Grafiken: Freepik / Pikisuperstar - License

Eine der beissendsten Persiflagen von nicht fertig durchdachtem Vorgehen findet man in der Fernsehserie South Park, in der Folge Gnomes. Auf der Suche nach ihren verschwundenen Unterhosen entdecken die Hauptfiguren hier eine Gruppe Gnome, die einen grossen, dreistufigen Plan verfolgen. Stufe eins ist das Stehlen der Unterhosen, Stufe drei ist geschäftlicher Erfolg, wie die verbindende Stufe zwei aussehen soll, ist noch unklar. Obwohl diese Lücke allen bewusst ist, wird der Plan weiter verfolgt.


Da Angestellte von Grossorganisationen in dem Unterhosen-Plan die Unsinnigkeit vieler Vorgänge ihrer eigenen Umgebung wiedererkennen, ist er mit der Zeit zu einem Meme geworden, dessen häufige Zitierung ein starker Indikator dafür ist, dass in einem aktuell vorangetriebenen Vorhaben keine Verbindung zwischen den aktuellen Massnahmen und dem angestrebten Ziel erkennbar ist. Auch in agilen Transitionsprogrammen findet das immer wieder statt, und zwar vor allem in einer Konstellation.


Ein "agiler Unterhosen-Plan" liegt regelmässig dann vor, wenn zu Beginn ausführlich (und gegebenenfalls ausschliesslich) daran gearbeitet wird das Mindset der Mitarbeiter zu verändern, so dass ein "agiles Mindset" entsteht. Selbst wenn wir jetzt nicht näher auf die Frage eingehen ob man das Mindset anderer Menschen überhaupt ändern kann (zweifelhaft) und unterstellen, dass alle das Selbe darunter verstehen (auch zweifelhaft) - wie das zu einer agilen Produktentwicklung führen soll bleibt fast immer offen.
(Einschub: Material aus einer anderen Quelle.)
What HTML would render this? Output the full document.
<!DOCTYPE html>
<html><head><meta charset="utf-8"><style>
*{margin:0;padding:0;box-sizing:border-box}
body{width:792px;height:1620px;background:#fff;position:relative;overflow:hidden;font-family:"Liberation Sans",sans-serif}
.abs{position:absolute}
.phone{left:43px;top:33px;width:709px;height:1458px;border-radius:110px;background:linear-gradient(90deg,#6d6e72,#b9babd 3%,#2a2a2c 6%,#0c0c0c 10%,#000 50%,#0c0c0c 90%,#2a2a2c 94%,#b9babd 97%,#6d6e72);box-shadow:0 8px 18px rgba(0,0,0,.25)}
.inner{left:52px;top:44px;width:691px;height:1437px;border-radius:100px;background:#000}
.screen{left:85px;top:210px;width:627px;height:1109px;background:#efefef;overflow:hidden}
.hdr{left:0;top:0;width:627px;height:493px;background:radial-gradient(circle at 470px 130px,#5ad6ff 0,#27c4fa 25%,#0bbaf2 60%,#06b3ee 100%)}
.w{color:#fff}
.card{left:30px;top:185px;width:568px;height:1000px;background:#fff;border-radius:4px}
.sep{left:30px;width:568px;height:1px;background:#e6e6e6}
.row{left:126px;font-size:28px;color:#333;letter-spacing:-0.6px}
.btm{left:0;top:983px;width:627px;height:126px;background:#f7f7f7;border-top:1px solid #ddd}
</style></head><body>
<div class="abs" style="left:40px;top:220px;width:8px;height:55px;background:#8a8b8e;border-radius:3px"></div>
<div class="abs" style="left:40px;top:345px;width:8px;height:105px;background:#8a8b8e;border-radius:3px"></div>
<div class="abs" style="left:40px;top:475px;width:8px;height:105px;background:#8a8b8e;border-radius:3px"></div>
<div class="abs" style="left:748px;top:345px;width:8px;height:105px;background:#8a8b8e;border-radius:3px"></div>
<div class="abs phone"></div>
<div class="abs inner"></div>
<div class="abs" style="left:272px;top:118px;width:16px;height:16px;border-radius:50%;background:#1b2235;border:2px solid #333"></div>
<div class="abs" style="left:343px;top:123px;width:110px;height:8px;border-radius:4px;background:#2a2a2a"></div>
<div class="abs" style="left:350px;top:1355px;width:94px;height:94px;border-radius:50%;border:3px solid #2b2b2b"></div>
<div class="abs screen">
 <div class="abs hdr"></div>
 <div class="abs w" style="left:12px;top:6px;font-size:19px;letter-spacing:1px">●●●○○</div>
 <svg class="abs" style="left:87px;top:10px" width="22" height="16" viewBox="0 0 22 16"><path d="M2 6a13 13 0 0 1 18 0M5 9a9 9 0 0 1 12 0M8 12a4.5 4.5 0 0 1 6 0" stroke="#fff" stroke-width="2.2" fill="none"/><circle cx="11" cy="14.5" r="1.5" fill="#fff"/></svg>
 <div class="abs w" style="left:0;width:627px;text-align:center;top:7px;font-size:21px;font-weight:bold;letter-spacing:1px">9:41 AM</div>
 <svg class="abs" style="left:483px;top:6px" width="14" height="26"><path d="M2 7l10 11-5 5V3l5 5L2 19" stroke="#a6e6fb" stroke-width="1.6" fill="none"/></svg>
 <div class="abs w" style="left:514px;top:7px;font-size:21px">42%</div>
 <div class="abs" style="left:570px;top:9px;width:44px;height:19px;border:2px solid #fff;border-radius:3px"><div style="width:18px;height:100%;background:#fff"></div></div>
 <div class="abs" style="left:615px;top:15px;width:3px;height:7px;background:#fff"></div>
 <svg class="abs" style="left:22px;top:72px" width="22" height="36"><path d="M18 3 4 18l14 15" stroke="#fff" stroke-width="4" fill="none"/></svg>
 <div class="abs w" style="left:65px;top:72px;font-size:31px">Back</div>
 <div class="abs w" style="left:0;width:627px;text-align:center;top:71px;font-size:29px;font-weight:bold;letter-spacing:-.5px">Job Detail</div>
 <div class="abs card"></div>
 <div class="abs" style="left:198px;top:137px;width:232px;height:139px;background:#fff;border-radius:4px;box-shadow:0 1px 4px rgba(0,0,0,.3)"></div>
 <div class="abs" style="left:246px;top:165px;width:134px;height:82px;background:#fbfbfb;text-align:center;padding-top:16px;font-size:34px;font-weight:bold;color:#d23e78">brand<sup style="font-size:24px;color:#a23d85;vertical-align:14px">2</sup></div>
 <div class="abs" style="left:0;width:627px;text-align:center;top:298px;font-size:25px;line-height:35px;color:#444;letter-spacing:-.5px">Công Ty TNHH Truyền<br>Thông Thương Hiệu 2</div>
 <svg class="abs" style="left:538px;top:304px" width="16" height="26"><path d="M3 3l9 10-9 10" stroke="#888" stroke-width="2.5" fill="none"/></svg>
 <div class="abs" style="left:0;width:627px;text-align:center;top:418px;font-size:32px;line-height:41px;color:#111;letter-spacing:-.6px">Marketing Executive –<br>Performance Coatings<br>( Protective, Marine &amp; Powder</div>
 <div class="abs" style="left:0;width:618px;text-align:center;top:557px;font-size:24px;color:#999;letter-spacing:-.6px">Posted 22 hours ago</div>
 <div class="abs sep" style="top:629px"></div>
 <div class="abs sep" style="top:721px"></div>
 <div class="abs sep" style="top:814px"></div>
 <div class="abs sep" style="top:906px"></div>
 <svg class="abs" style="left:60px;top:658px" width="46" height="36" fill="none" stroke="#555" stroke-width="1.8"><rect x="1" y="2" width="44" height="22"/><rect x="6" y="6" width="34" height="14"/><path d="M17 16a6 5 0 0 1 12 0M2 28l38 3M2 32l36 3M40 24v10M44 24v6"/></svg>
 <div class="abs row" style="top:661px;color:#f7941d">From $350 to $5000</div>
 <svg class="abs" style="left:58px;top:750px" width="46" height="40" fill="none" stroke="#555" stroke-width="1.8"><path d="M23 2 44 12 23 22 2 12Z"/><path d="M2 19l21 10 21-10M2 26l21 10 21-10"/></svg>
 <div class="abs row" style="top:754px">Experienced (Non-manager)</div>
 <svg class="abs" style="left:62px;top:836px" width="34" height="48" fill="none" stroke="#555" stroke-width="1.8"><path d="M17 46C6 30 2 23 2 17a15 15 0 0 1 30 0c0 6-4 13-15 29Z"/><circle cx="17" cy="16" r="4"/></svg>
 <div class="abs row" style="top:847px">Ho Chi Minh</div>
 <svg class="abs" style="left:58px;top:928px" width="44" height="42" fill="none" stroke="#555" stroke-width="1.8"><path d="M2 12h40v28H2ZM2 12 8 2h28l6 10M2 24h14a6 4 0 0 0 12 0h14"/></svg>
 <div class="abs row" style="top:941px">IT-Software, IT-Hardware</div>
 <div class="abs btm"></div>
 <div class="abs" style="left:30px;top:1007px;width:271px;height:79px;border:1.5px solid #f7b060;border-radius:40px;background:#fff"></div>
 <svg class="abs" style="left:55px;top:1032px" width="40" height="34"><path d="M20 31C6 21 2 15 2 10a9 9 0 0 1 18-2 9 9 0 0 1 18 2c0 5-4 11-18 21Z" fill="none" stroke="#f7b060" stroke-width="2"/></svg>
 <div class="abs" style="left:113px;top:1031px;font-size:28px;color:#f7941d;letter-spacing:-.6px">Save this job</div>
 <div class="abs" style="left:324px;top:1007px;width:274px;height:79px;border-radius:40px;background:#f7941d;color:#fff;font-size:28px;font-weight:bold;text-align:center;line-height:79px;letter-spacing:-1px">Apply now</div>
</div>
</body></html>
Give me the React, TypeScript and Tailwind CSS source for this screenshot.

Weist man auf diese Lücke hin bekommt man häufig die Erklärung, dass ein agiles Mindset alleine deshalb zu Verbesserungen führt, weil jeder der es hat sich automatisch besser verhält. Allerdings ist das wenn überhaupt nur in Kleinorganisationen richtig, in grösseren Organisationen sorgen organisatorische Silos, Überregulierung, Ressourcen-Überoptimierung, Customer-Vendor-Beziehungen, Code Ownership und ähnliche Phänomene dafür, dass man gar nicht beschliessen darf das eigene Verhalten zu ändern.


Diese Begrenzungen des eigenen Handlungsspielraums sind auch jedem klar, der in grösseren Organisationen arbeitet (man wird schliesslich regelmässig auf sie hingewiesen). Bemerkenswerterweise ändert das aber nichts daran, dass man trotzdem immer wieder auf die agilen Unterhosen-Pläne trifft, in denen davon ausgegangen wird, dass nach der Herstellung des agilen Mindsets schon irgendetwas noch Unbekanntes passieren wird, was dann die agile Transformation erfolgreich macht.


Eine naheliegende Erklärung dafür wäre Esoterik, was leider öfter man man denken sollte stimmt, aber in vielen Fällen zu kurz greifen dürfte. Wahrscheinlicher ist, dass den Beteiligten einfach nicht klar ist wie sonst Veränderungen Richtung Agilität funktionieren könnten. Change Management-Abteilungen stecken viel zu oft noch in sehr klassischen Ideen von Veränderungsbegleitung fest und auf den unteren Ebenen fehlen einfach Erfahrungen und Systemverständnis, da sie dort nie vermittelt wurden.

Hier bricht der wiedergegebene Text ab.